Infine, quando inevitabilmente si presentano le sconfitte e le debolezze vengono a galla, l'unica nostra reazione ad esse è altrettanto nichilista, ossia l'ira irrazionale e incondizionata che porta alla distruzione di tutto ciò che non procede come avremmo voluto, del capo che ci ha licenziato, della fidanzata che ci ha lasciato, di noi stessi che ci scopriamo non più capaci di cullarci nella morfina che finora ha nascosto ciò che non ci piace.

Trovo la nostra una società ipocrita, in quanto in essa tutto può essere venduto, purché si rispettino i grotteschi schemi di vendita che essa impone.
In caso contrario, ciò che normalmente sollazzerebbe il popolo e il potere, fa improvvisamente scandalo, lo si ripudia e lo si infanga protetti da un finto scudo di moralismo in cui nessuno realmente crede.
Per lo stesso motivo è tollerato che uno venda il proprio deretano per ottenere soldi, successo, per raggiungere le gerarchie che contano, ma qualora invece uno decida di darlo fuori dalla cornice di una transazione interessata, per piacere, per diletto personale, o addirittura per amore, egli è additato come immorale e immondo è il suo gesto, così immondo da dovere essere nascosto dagli occhi di tutti (del resto a molti benpensanti non piace ricordare il modo piuttosto carnale in cui hanno ottenuto la propria carica di vicepresidente o il proprio ruolo nel mondo della moda, dello spettacolo e via dicendo...). Ma soprattutto tale gesto diviene così immondo da dovere essere tenuto nascosto in primo luogo agli occhi del legislatore, perché siamo una società in cui tutto ci è concesso, purché la nostra veste ufficiale resti così immacolata da consentirci di ripulire regolarmente con essa la nostra rispettabilità.
L'ordinamento giuridico è infatti il nostro vestito della festa: non lo mettiamo quasi mai, lo esibiamo con gli altri la domenica lindo e intonso, poi lontani dagli occhi altrui non vediamo l'ora di infilarci nuovamente nei nostri panni sporchi e laceri.

Trovo infine la nostra una società stupida, incapace di vedere come l'avidità e la corruzione di cui si nutre sono come i rifiuti che inquinano il mare in cui tutti nuotiamo.
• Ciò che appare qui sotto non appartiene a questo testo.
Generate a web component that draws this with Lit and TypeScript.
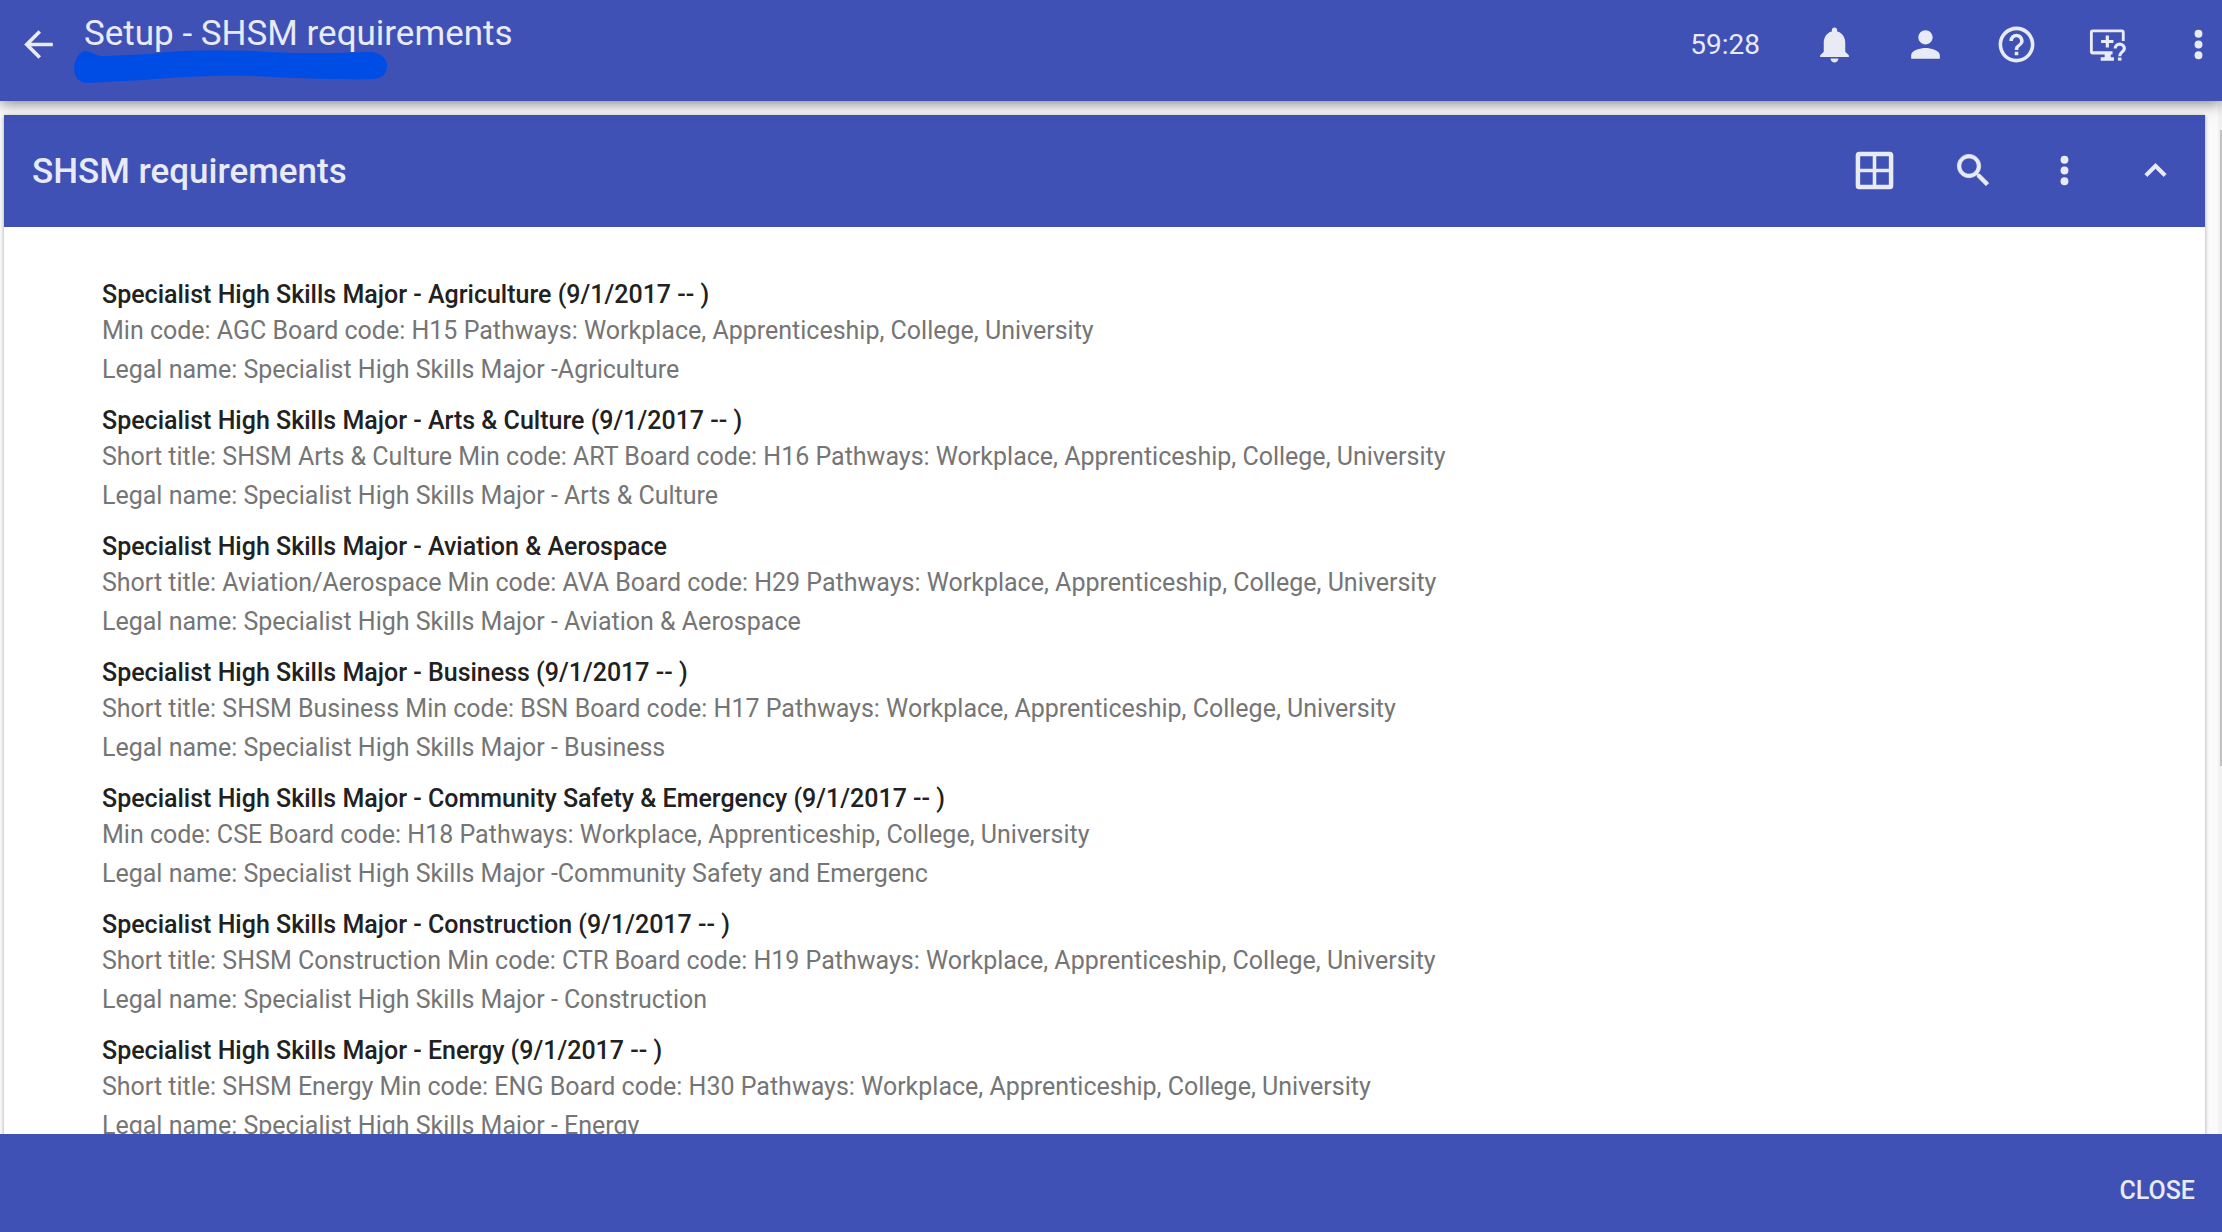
import { LitElement, html, css, svg } from "lit";
import { customElement, property } from "lit/decorators.js";

const ICONS = {
  back: svg`<path d="M20 11H7.83l5.59-5.59L12 4l-8 8 8 8 1.41-1.41L7.83 13H20z"/>`,
  bell: svg`<path d="M12 22c1.2 0 2.200-.9 2.200-2.200h-4.400c0 1.300.99 2.200 2.200 2.200zm6-6v-5c0-3.070-1.640-5.640-4.500-6.320V4c0-.83-.67-1.500-1.500-1.500s-1.500.67-1.500 1.500v.68C7.630 5.360 6 7.920 6 11v5l-2 2v1h16v-1z"/>`,
  person: svg`<path d="M12 12c2.21 0 4-1.79 4-4s-1.79-4-4-4-4 1.79-4 4 1.79 4 4 4zm0 2c-2.67 0-8 1.34-8 4v2h16v-2c0-2.66-5.33-4-8-4z"/>`,
  help: svg`<path d="M11 18h2v-2h-2zm1-16C6.48 2 2 6.48 2 12s4.48 10 10 10 10-4.48 10-10S17.52 2 12 2m0 18c-4.41 0-8-3.59-8-8s3.59-8 8-8 8 3.59 8 8-3.59 8-8 8m0-14c-2.21 0-4 1.79-4 4h2c0-1.1.9-2 2-2s2 .9 2 2c0 2-3 1.75-3 5h2c0-2.25 3-2.5 3-5 0-2.21-1.79-4-4-4"/>`,
  screen: svg`<path d="M21.600 10.100V5.100c0-.9-.6-1.500-1.500-1.500H3.700c-.9 0-1.500.6-1.500 1.500v11c0 .9.6 1.500 1.500 1.500h6.700v1.500H8.200V21h7.400v-1.900h-1.800v-1.500h1v-1.900H3.800V5.200h16.200v4.900z"/><path d="M11 7h1.800v2.500h2.500v1.700h-2.500v2.500H11v-2.500H8.400V9.500H11z"/><path d="M17.800 19.300h2V21h-2z"/><path d="M16.300 14.300c0-1.500 1.100-2.500 2.500-2.500s2.600 1 2.600 2.400c0 1.900-2.600 2-2.600 4.300" fill="none" stroke="currentColor" stroke-width="1.800"/>`,
  more: svg`<circle cx="12" cy="6" r="2.200"/><circle cx="12" cy="12" r="2.200"/><circle cx="12" cy="18" r="2.200"/>`,
  grid: svg`<path fill-rule="evenodd" d="M3.500 1.500h17a2 2 0 0 1 2 2v17a2 2 0 0 1-2 2h-17a2 2 0 0 1-2-2v-17a2 2 0 0 1 2-2zM4 4v7h7V4zM13 4v7h7V4zM4 13v7h7v-7zM13 13v7h7v-7z"/>`,
  search: svg`<path stroke="currentColor" stroke-width=".4" d="M15.500 14h-.79l-.28-.27C15.410 12.590 16 11.110 16 9.500 16 5.910 13.090 3 9.500 3S3 5.910 3 9.500 5.910 16 9.500 16c1.610 0 3.090-.59 4.230-1.570l.27.28v.79l5 4.990L20.490 19zm-6 0C7.010 14 5 11.990 5 9.500S7.010 5 9.500 5 14 7.010 14 9.500 11.990 14 9.500 14"/>`,
  up: svg`<path stroke="currentColor" stroke-width=".4" d="M12 8l-6 6 1.410 1.410L12 10.830l4.590 4.580L18 14z"/>`,
};

type IconName = keyof typeof ICONS;

interface Requirement {
  title: string;
  codes: string;
  legal: string;
}

const PATHWAYS = "Pathways: Workplace, Apprenticeship, College, University";

const REQUIREMENTS: Requirement[] = [
  {
    title: "Specialist High Skills Major - Agriculture (9/1/2017 -- )",
    codes: "Min code: AGC Board code: H15",
    legal: "Specialist High Skills Major -Agriculture",
  },
  {
    title: "Specialist High Skills Major - Arts & Culture (9/1/2017 -- )",
    codes: "Short title: SHSM Arts & Culture Min code: ART Board code: H16",
    legal: "Specialist High Skills Major - Arts & Culture",
  },
  {
    title: "Specialist High Skills Major - Aviation & Aerospace",
    codes: "Short title: Aviation/Aerospace Min code: AVA Board code: H29",
    legal: "Specialist High Skills Major - Aviation & Aerospace",
  },
  {
    title: "Specialist High Skills Major - Business (9/1/2017 -- )",
    codes: "Short title: SHSM Business Min code: BSN Board code: H17",
    legal: "Specialist High Skills Major - Business",
  },
  {
    title: "Specialist High Skills Major - Community Safety & Emergency (9/1/2017 -- )",
    codes: "Min code: CSE Board code: H18",
    legal: "Specialist High Skills Major -Community Safety and Emergenc",
  },
  {
    title: "Specialist High Skills Major - Construction (9/1/2017 -- )",
    codes: "Short title: SHSM Construction Min code: CTR Board code: H19",
    legal: "Specialist High Skills Major - Construction",
  },
  {
    title: "Specialist High Skills Major - Energy (9/1/2017 -- )",
    codes: "Short title: SHSM Energy Min code: ENG Board code: H30",
    legal: "Specialist High Skills Major - Energy",
  },
];

@customElement("icon-button")
class IconButton extends LitElement {
  @property() icon: IconName = "more";
  @property() label = "";

  static styles = css`
    :host {
      display: block;
      flex: none;
    }
    .button {
      display: block;
      padding: 0;
      border: 0;
      background: none;
      color: inherit;
      cursor: pointer;
    }
    .glyph {
      display: block;
      width: 43px;
      height: 43px;
      fill: currentColor;
    }
  `;

  render() {
    return html`<button class="button" type="button" aria-label=${this.label}>
      <svg class="glyph" viewBox="0 0 24 24" aria-hidden="true">${ICONS[this.icon]}</svg>
    </button>`;
  }
}

@customElement("app-root")
class AppRoot extends LitElement {
  static styles = css`
    :host {
      display: flex;
      flex-direction: column;
      height: 100vh;
      overflow: hidden;
      background: #fafafa;
      color: #212121;
      font-family: Roboto, "Liberation Sans", sans-serif;
      font-size: 25px;
    }
    .topbar {
      position: relative;
      z-index: 1;
      display: flex;
      flex: none;
      align-items: flex-start;
      box-sizing: border-box;
      height: 101px;
      padding: 0 2px 0 17px;
      background: #3f51b5;
      color: #e8eaf6;
      box-shadow: 0 2px 14px rgba(0, 0, 0, 0.5);
    }
    .back {
      margin-top: 23px;
    }
    .heading {
      flex: 1;
      margin-left: 24px;
      padding-top: 14px;
    }
    .title {
      margin: 0;
      font-size: 35px;
      line-height: 40px;
      font-weight: 400;
    }
    .scribble {
      position: absolute;
      left: 74px;
      top: 50px;
      width: 314px;
      height: 34px;
      fill: #004de6;
    }
    .tools {
      display: flex;
      align-items: center;
      gap: 48px;
      margin-top: 23px;
    }
    .timer {
      font-size: 28px;
      line-height: 43px;
      margin-right: 5px;
    }
    .scroller {
      display: flex;
      flex: 1;
      min-height: 0;
      overflow: hidden;
    }
    .panel {
      flex: 1;
      align-self: flex-start;
      margin: 14px 13px 0 4px;
      background: #fff;
      box-shadow: 0 1px 4px rgba(0, 0, 0, 0.35);
    }
    .panel-head {
      display: flex;
      align-items: flex-start;
      justify-content: space-between;
      box-sizing: border-box;
      height: 112px;
      padding: 34px 28px 0;
      background: #3f51b5;
      color: #e8eaf6;
    }
    .panel-title {
      margin: 0;
      font-size: 35px;
      line-height: 45px;
      font-weight: 500;
    }
    .panel-head .tools {
      margin-top: 0;
    }
    .wide {
      margin-right: 8px;
    }
    .list {
      margin: 0;
      padding: 50px 98px 40px;
      list-style: none;
    }
    .item {
      height: 126px;
    }
    .name,
    .detail {
      margin: 0;
      font-size: 25px;
    }
    .name {
      line-height: 36px;
      font-weight: 500;
    }
    .detail {
      line-height: 41px;
      color: #757575;
    }
    .codes {
      line-height: 36px;
    }
    .track {
      flex: none;
      box-sizing: border-box;
      width: 4px;
      padding: 29px 0 0 2px;
      background: #f1f1f1;
    }
    .thumb {
      height: 636px;
      background: #c1c1c1;
    }
    .footer {
      display: flex;
      flex: none;
      align-items: center;
      justify-content: flex-end;
      box-sizing: border-box;
      height: 98px;
      padding: 16px 27px 0;
      background: #3f51b5;
    }
    .close {
      padding: 0;
      border: 0;
      background: none;
      color: #e8eaf6;
      font: 500 25px/36px Roboto, "Liberation Sans", sans-serif;
      cursor: pointer;
    }
  `;

  render() {
    return html`
      <header class="topbar">
        <icon-button class="back" icon="back" label="Back"></icon-button>
        <div class="heading">
          <h1 class="title">Setup - SHSM requirements</h1>
        </div>
        <svg class="scribble" viewBox="0 0 314 34" aria-hidden="true">
          <path d="M12 1C18 2 24 7 32 6L76 4C100 0 135 0 180 1C215 4 260 3 298 2C308 4 314 9 313 18C312 25 307 28 300 29C260 30 220 28 180 26C140 25 105 27 70 30L14 33C5 33 0 27 0 18C1 9 5 1 12 1Z" />
        </svg>
        <div class="tools">
          <span class="timer">59:28</span>
          <icon-button icon="bell" label="Notifications"></icon-button>
          <icon-button icon="person" label="Account"></icon-button>
          <icon-button icon="help" label="Help"></icon-button>
          <icon-button icon="screen" label="Screen help"></icon-button>
          <icon-button icon="more" label="More"></icon-button>
        </div>
      </header>
      <main class="scroller">
        <section class="panel">
          <div class="panel-head">
            <h2 class="panel-title">SHSM requirements</h2>
            <div class="tools">
              <icon-button class="wide" icon="grid" label="Grid view"></icon-button>
              <icon-button icon="search" label="Search"></icon-button>
              <icon-button icon="more" label="More"></icon-button>
              <icon-button icon="up" label="Collapse"></icon-button>
            </div>
          </div>
          <ul class="list">
            ${REQUIREMENTS.map(
              (r) => html`<li class="item">
                <h3 class="name">${r.title}</h3>
                <p class="detail codes">${r.codes} ${PATHWAYS}</p>
                <p class="detail">Legal name: ${r.legal}</p>
              </li>`,
            )}
          </ul>
        </section>
        <div class="track" aria-hidden="true"><div class="thumb"></div></div>
      </main>
      <footer class="footer">
        <button class="close" type="button">CLOSE</button>
      </footer>
    `;
  }
}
Rifiuti che ci fa comodo scaricare nel cortile del vicino, facendo pagare a lui il prezzo della loro presenza e della loro eventuale rimozione, ma il cui puzzo ammorbante giunge prima o poi anche alla nostra porta, infilandosi nostro malgrado dentro casa nostra e rendendoci la vita un inferno.
Non lo dico in senso moralista, ma puramente logico e utilitarista: non dovremmo agire più responsabilmente solo perché così come agiamo ora è sbagliato, ma perché, anestetizzati dalle mille cazzate che usiamo per intrattenerci, non ci rendiamo bene conto che la zappa che siamo convinti di tirare sui piedi altrui, sta da tempo picchiando sui nostri.


Ma la cosa che più mi fa rabbia è che ogni volta che ci si abbandona a queste invettive, a rileggersi si ha sempre l'impressione di essere stati un po' retorici e si scopre malvolentieri che del resto è normale scadere nella retorica quando, scagliando strali nella mischia, si realizza che qualcuno di essi è arrivato a colpire pure noi stessi.